Weaving Safety into Everyday Life

So, how do we integrate this early and effectively? Forget formal lectures. It’s about consistent, age-appropriate integration:

Use Everyday Moments: “See how the stove is hot? That’s why we don’t touch.” “We buckle our seatbelt every time to stay safe.” “Let’s practice asking Mommy before we open the door.”
Read Books: Numerous excellent children’s books address body safety, stranger awareness, fire safety, and emotional safety in gentle, relatable ways.
Role-Play: Practice scenarios: “What would you do if you couldn’t find me in the store?” “Show me how you’d tell someone ‘Stop, I don’t like that!'”
Keep it Positive and Empowering: Frame safety rules as ways “to keep you strong and healthy” or “so you can have fun without getting hurt.” Focus on what they can do.
Reinforce Consistently: Repetition is key for young children. Revisit safety rules often in different contexts.

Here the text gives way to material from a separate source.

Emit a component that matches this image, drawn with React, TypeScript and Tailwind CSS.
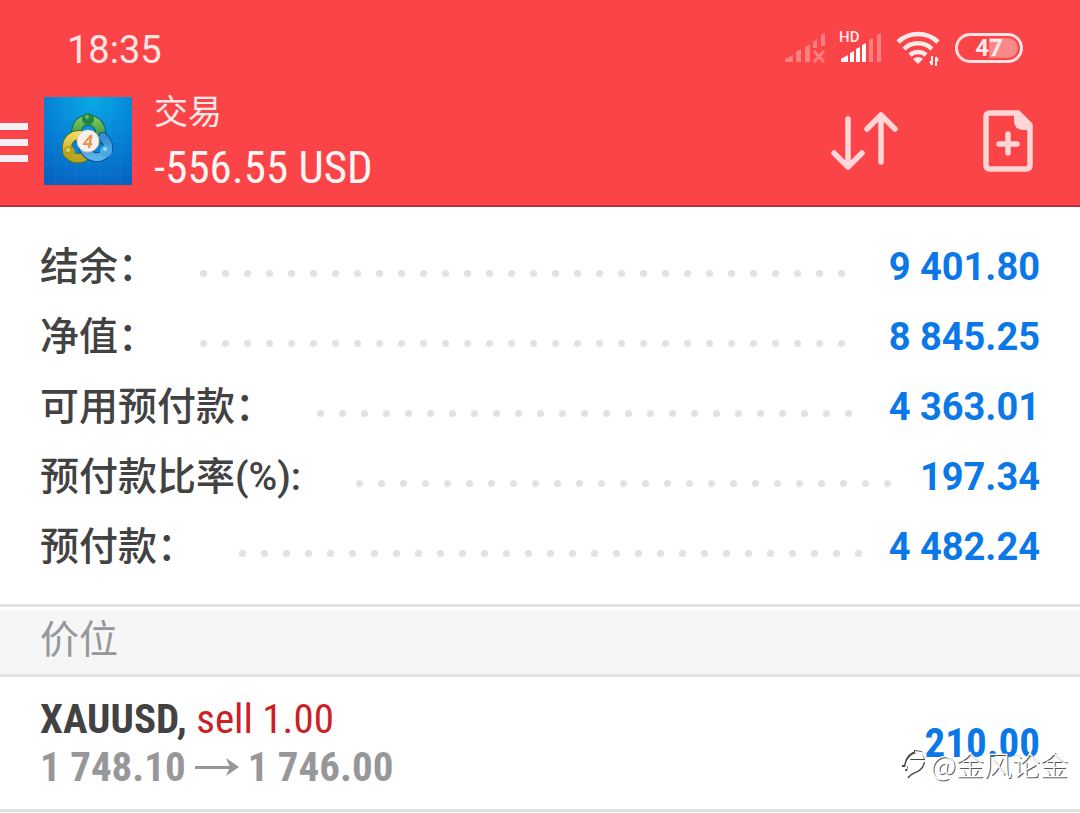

The Indispensable Life Skill

Teaching a child to cross the street safely is universally accepted as essential. Recognizing unsafe touches, knowing how to seek help, understanding online boundaries, or reacting calmly in an emergency are equally vital life skills for navigating the complexities of the modern world. By introducing safety education early, we tap into children’s peak learning capacity, build a robust foundation of awareness and prevention, foster confidence, and establish lifelong habits that prioritize their well-being. It’s not a separate subject; it’s an indispensable thread woven into the very fabric of raising resilient, capable, and protected children. The time to start is now, alongside teaching them their ABCs and 123s.